Dans Soy Cuba, le travail douloureux de la récolte de la canne à sucre était souligné par une rythmique abrutissante et presque hypnotique, répétitive jusqu’à la nausée. Pour son premier film, caméra d’or à Cannes en 2015, le Colombien César Acevedo reprend partiellement cette idée. Mais avant que de montrer le labeur des ouvriers, il donne à voir leur demeure, dans laquelle un homme revient après 17 ans d’absence ; son épouse, son fils à l’agonie, sa femme et leur petit garçon y survivent, entourés de la canne à sucre et sous une pluie de cendre due à son exploitation intensive.
L’ouverture annonce la couleur : plan-séquence fixe, on y voit le grand-père marcher le long de la route avant qu’un camion ne le dépasse dans un fracas qui n’inonde le champ d’une poussière blanche.
Deux plans cohabitent : la réalité socio-économique qui dénonce l’exploitation de travailleurs qu’on ne paie que rarement et qu’on exploite jusqu’à la mort, et cette demeure qui reste la seule mais vénéneuse possession de cette famille. Encerclés, empoisonnés par l’air viciés, dépendant d’un travail à la source même de leur mal, les actifs ne savent que faire. La mère refuse de partir, le père l’a déjà fait avant de revenir pour accompagner son fils mourant d’insuffisance respiratoire. La belle-fille ne demande qu’à s’en aller, tandis que le garçon de 6 ans tente de comprendre les motivations torturées de cette famille dysfonctionnelle.

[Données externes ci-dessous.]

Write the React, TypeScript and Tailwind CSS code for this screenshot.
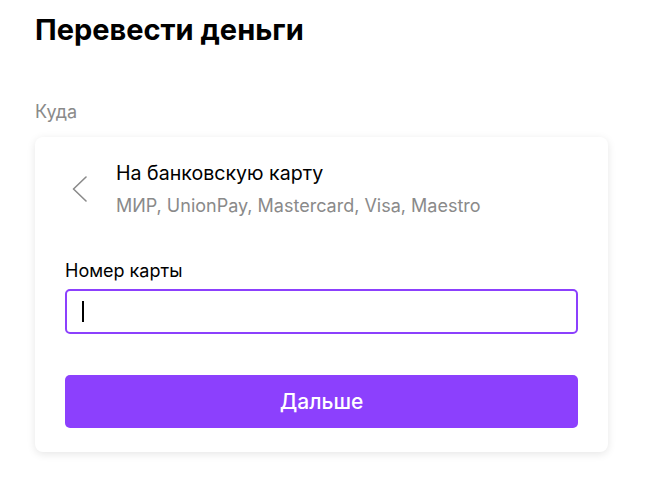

Rares ébauches de sens dans cet univers apocalyptique, la relation avec son grand-père, à l’écart de la mort et de l’esclavage, occasionne la construction d’un nichoir ou l’envol d’un cerf-volant.
La mise en scène, très austère, opte pour une dignité silencieuse. Nul pathos, mais des portraits, souvent silencieux, de visages s’ouvrant à la relation et la solidarité face à l’adversité. Quelques lents panoramiques accompagnent discrètement de timides échanges, élargissent le plan sur ce qui pourrait être une famille, ou une équipe de travail. Le père malade s’offre ainsi une sortie, sous un drap le protégeant de l’air, pour rejoindre en cachette père et fils : à la fois fantôme et vivant, il trompe la mort quelques minutes durant, au soleil et au sourire de son enfant.
L’étouffement du cadre, très travaillé, reste néanmoins sans relâche, d’une violence muette, ponctué de cette neige cendrée dont la seule évolution sera la vision finale des flammes qui en sont à l’origine : une explosion graphique et infernale qui semble pouvoir enfin offrir aux personnages non un répit, mais au moins la possibilité d’un changement, même dans la douleur.
Parce que l’exploitation ne cédera pas, parce que le monde devenu fou poursuit sur sa lancée, le deuil et la séparation semblent être les conditions inévitables de la survie. À la fois pessimiste et profondément empathique, La terre et l’ombre aura donné, le temps d’un récit, des visages aux victimes, traqué leur capacité à sourire, regarder devant eux et relever la tête.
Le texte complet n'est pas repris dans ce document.